Le célèbre "caviar bump", servi directement sur le dos de la main, devient un clin d’œil décomplexé aux rituels de fête. Le pairing s’invite aussi à table avec du champagne millésimé, mais aussi – plus surprenant – avec de l’eau pétillante citronnée. A noter que certains connaisseurs n'hésitent pas à le consommer directement au petit-déjeuner. Volzhenka élargit également son territoire à la nutrition fonctionnelle, en s’associant avec 48 Collagen Café, fondé par Amandine Fornot, figure du wellness parisien.
"Ce partenariat repousse les frontières de la perception traditionnelle du caviar", souligne Ekaterina Bataeva.

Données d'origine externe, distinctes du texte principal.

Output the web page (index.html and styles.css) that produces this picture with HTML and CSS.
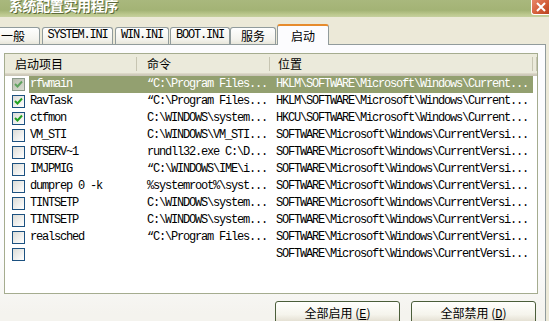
FILE: index.html
```html
<!DOCTYPE html>
<html lang="zh-CN">
<head>
    <meta charset="UTF-8">
    <title>系统配置实用程序</title>
    <link rel="stylesheet" href="styles.css">
</head>
<body>
<div class="window">
    <div class="titlebar">
        <span class="title">系统配置实用程序</span>
        <span class="close">
            <svg width="16" height="14" viewBox="0 0 16 14"><path d="M4 3 L12 11 M12 3 L4 11" stroke="#fff" stroke-width="2" fill="none"/></svg>
        </span>
    </div>

    <div class="tabs">
        <div class="tab first">一般</div>
        <div class="tab mono t-sys">SYSTEM.INI</div>
        <div class="tab mono t-win">WIN.INI</div>
        <div class="tab mono t-boot">BOOT.INI</div>
        <div class="tab t-svc">服务</div>
        <div class="tab active">启动</div>
    </div>

    <div class="panel">
        <div class="list">
            <div class="list-head">
                <div class="col c1">启动项目</div>
                <div class="col c2">命令</div>
                <div class="col c3">位置</div>
                <div class="col c4"></div>
            </div>

            <div class="row selected">
                <span class="cb-cell"><span class="cb dim on"></span></span>
                <span class="cell name">rfwmain</span>
                <span class="cell cmd">“C:\Program Files...</span>
                <span class="cell loc">HKLM\SOFTWARE\Microsoft\Windows\Current...</span>
            </div>
            <div class="row">
                <span class="cb-cell"><span class="cb on"></span></span>
                <span class="cell name">RavTask</span>
                <span class="cell cmd">“C:\Program Files...</span>
                <span class="cell loc">HKLM\SOFTWARE\Microsoft\Windows\Current...</span>
            </div>
            <div class="row">
                <span class="cb-cell"><span class="cb on"></span></span>
                <span class="cell name">ctfmon</span>
                <span class="cell cmd">C:\WINDOWS\system...</span>
                <span class="cell loc">HKCU\SOFTWARE\Microsoft\Windows\Current...</span>
            </div>
            <div class="row">
                <span class="cb-cell"><span class="cb"></span></span>
                <span class="cell name">VM_STI</span>
                <span class="cell cmd">C:\WINDOWS\VM_STI...</span>
                <span class="cell loc">SOFTWARE\Microsoft\Windows\CurrentVersi...</span>
            </div>
            <div class="row">
                <span class="cb-cell"><span class="cb"></span></span>
                <span class="cell name">DTSERV~1</span>
                <span class="cell cmd">rundll32.exe C:\D...</span>
                <span class="cell loc">SOFTWARE\Microsoft\Windows\CurrentVersi...</span>
            </div>
            <div class="row">
                <span class="cb-cell"><span class="cb"></span></span>
                <span class="cell name">IMJPMIG</span>
                <span class="cell cmd">“C:\WINDOWS\IME\i...</span>
                <span class="cell loc">SOFTWARE\Microsoft\Windows\CurrentVersi...</span>
            </div>
            <div class="row">
                <span class="cb-cell"><span class="cb"></span></span>
                <span class="cell name">dumprep 0 -k</span>
                <span class="cell cmd">%systemroot%\syst...</span>
                <span class="cell loc">SOFTWARE\Microsoft\Windows\CurrentVersi...</span>
            </div>
            <div class="row">
                <span class="cb-cell"><span class="cb"></span></span>
                <span class="cell name">TINTSETP</span>
                <span class="cell cmd">C:\WINDOWS\system...</span>
                <span class="cell loc">SOFTWARE\Microsoft\Windows\CurrentVersi...</span>
            </div>
            <div class="row">
                <span class="cb-cell"><span class="cb"></span></span>
                <span class="cell name">TINTSETP</span>
                <span class="cell cmd">C:\WINDOWS\system...</span>
                <span class="cell loc">SOFTWARE\Microsoft\Windows\CurrentVersi...</span>
            </div>
            <div class="row">
                <span class="cb-cell"><span class="cb"></span></span>
                <span class="cell name">realsched</span>
                <span class="cell cmd">“C:\Program Files...</span>
                <span class="cell loc">SOFTWARE\Microsoft\Windows\CurrentVersi...</span>
            </div>
            <div class="row">
                <span class="cb-cell"><span class="cb"></span></span>
                <span class="cell name"></span>
                <span class="cell cmd"></span>
                <span class="cell loc">SOFTWARE\Microsoft\Windows\CurrentVersi...</span>
            </div>
        </div>

        <div class="buttons">
            <button class="btn">全部启用 (<u>E</u>)</button>
            <button class="btn">全部禁用 (<u>D</u>)</button>
        </div>
    </div>
</div>
</body>
</html>
```

FILE: styles.css
```css
body {
    margin: 0;
    background: #ece9d8;
    font-family: "Noto Sans CJK SC", sans-serif;
    font-size: 12px;
    color: #000;
}
.window {
    width: 549px;
    height: 321px;
    overflow: hidden;
    background: #ece9d8;
}

/* title bar */
.titlebar {
    height: 17px;
    display: flex;
    align-items: flex-start;
    overflow: hidden;
    background: linear-gradient(#a9b87d, #a3b375 60%, #bcc88e 85%, #c6d09f);
}
.title {
    margin: -2px 0 0 9px;
    font-size: 14px;
    line-height: 14px;
    font-weight: bold;
    letter-spacing: -0.4px;
    color: #fff;
    text-shadow: 1px 1px 0 #5d6b3a;
}
.close {
    margin-left: auto;
    width: 17px;
    height: 14px;
    display: flex;
    justify-content: center;
    background: linear-gradient(135deg, #e9876a, #d15a35 60%, #b8421f);
    border-left: 1px solid #fff;
    border-bottom: 1px solid #fff;
    border-bottom-left-radius: 3px;
}

/* tabs */
.tabs {
    display: flex;
    align-items: flex-end;
    height: 20px;
    margin-top: 7px;
}
.tab {
    box-sizing: border-box;
    height: 17px;
    line-height: 15px;
    text-align: center;
    border: 1px solid #919b9c;
    border-bottom: none;
    border-radius: 3px 3px 0 0;
    background: linear-gradient(#fefefe, #f4f3ee 70%, #e8e6da);
    margin-right: 2px;
}
.mono {
    font-family: "Liberation Mono", monospace;
    letter-spacing: -1.2px;
}
.tab.first {
    width: 50px;
    margin-left: -10px;
    padding-left: 10px;
    text-align: left;
}
.t-sys { width: 71px; }
.t-win { width: 54px; margin-right: 1px; }
.t-boot { width: 60px; margin-right: 0; }
.t-svc { width: 46px; margin-right: 1px; }
.tab.active {
    position: relative;
    z-index: 1;
    width: 52px;
    height: 21px;
    margin-bottom: -1px;
    line-height: 19px;
    background: #fcfcfe;
    border-top: 2px solid #e68b2c;
}

/* panel */
.panel {
    box-sizing: border-box;
    width: 550px;
    height: 300px;
    margin-left: -4px;
    padding: 8px 7px 0 7px;
    border: 1px solid #919b9c;
    background: linear-gradient(#fcfcfe 70%, #f4f3ee 90%);
}

/* list view */
.list {
    box-sizing: border-box;
    height: 241px;
    border: 1px solid #a5ac8f;
    background: #fff;
    overflow: hidden;
}
.list-head {
    display: flex;
    height: 22px;
    background: linear-gradient(#ebeadb 0, #ebeadb 19px, #e2decd 19px, #d6d2c2 20px, #cbc7b8 21px);
}
.col {
    box-sizing: border-box;
    height: 19px;
    line-height: 19px;
    background-image: linear-gradient(#c7c5b2, #c7c5b2);
    background-size: 1px 14px;
    background-position: right center;
    background-repeat: no-repeat;
}
.c1 { width: 132px; padding-left: 10px; }
.c2 { width: 133px; padding-left: 10px; }
.c3 { width: 263px; padding-left: 8px; }
.c4 { flex: 1; }

.row {
    display: grid;
    grid-template-columns: 24px 108px 133px 263px;
    height: 17px;
    line-height: 17px;
    font-family: "Liberation Mono", monospace;
    letter-spacing: -1.2px;
}
.cell {
    white-space: nowrap;
    overflow: hidden;
}
.name { padding-left: 1px; }
.cmd { padding-left: 10px; }
.loc { padding-left: 6px; }
.row.selected .cell {
    background: #93a070;
    color: #fff;
}
.cb-cell {
    display: flex;
    align-items: center;
    padding-left: 7px;
}
.cb {
    box-sizing: border-box;
    width: 13px;
    height: 13px;
    border: 1px solid #1c5180;
    background: linear-gradient(135deg, #dcdcd7, #fff);
}
.cb.on {
    background-image: url("data:image/svg+xml,%3Csvg xmlns='http://www.w3.org/2000/svg' width='11' height='11'%3E%3Cpath d='M2 5 L4.5 7.5 L9 2.5' stroke='%2321a121' stroke-width='2' fill='none'/%3E%3C/svg%3E"), linear-gradient(135deg, #dcdcd7, #fff);
}
.cb.dim {
    border-color: #8c9a8c;
    background-color: #c9cdc0;
    background-image: url("data:image/svg+xml,%3Csvg xmlns='http://www.w3.org/2000/svg' width='11' height='11'%3E%3Cpath d='M2 5 L4.5 7.5 L9 2.5' stroke='%235fa35f' stroke-width='2' fill='none'/%3E%3C/svg%3E"), linear-gradient(135deg, #b9beb0, #d9dcd2);
}

/* buttons */
.buttons {
    display: flex;
    justify-content: flex-end;
    gap: 11px;
    margin-top: 7px;
    padding-right: 2px;
}
.btn {
    width: 125px;
    height: 23px;
    padding: 0;
    font-family: "Noto Sans CJK SC", sans-serif;
    font-size: 12px;
    color: #000;
    border: 1px solid #4b5e3a;
    border-radius: 3px;
    background: linear-gradient(#fffffd, #f5f4ec 60%, #e5e1d4 90%, #d6d0c5);
}
.btn u {
    font-family: "Liberation Mono", monospace;
}
```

Ensemble, ils réinventent le caviar et dévoilent une glace signature: une base légère et fondante au lait d’avoine, du collagène marin le tout surmontée d’un topping de caviar Volzhenka.
Pas de boutiques en propres mais des points de ventes sélectionnés rigoureusement
La stratégie de distribution de Volzhenka épouse parfaitement son positionnement ultra-premium. Contrairement à bon nombre de ses concurrents, la marque ne possède aucune boutique en propre. Elle privilégie une sélection rigoureuse de partenaires haut de gamme. La Grande Épicerie, les grands magasins du Printemps (jusqu’au 1er janvier 2024), ou encore des tables gastronomiques telles que Ojii Perronet ou Sushi Park. À l’international, elle est présente chez Harrods, dans les hôtels Bulgari, les établissements Aman Hotels, et à travers les restaurants éphémères We Are Ona et bien sûr, son propre e-shop.
Une logistique de précision qui s’opère depuis les entrepôts de Rungis, d’où partent les commandes vers le monde entier. La chaîne de distribution est entièrement internalisée, de la ferme à l’assiette. Un gage de contrôle qualité, et de cohérence de marque. Volzhenka ne révolutionne pas le caviar — elle réinvente la manière dont on en parle, dont on le vit, et dont on le vend.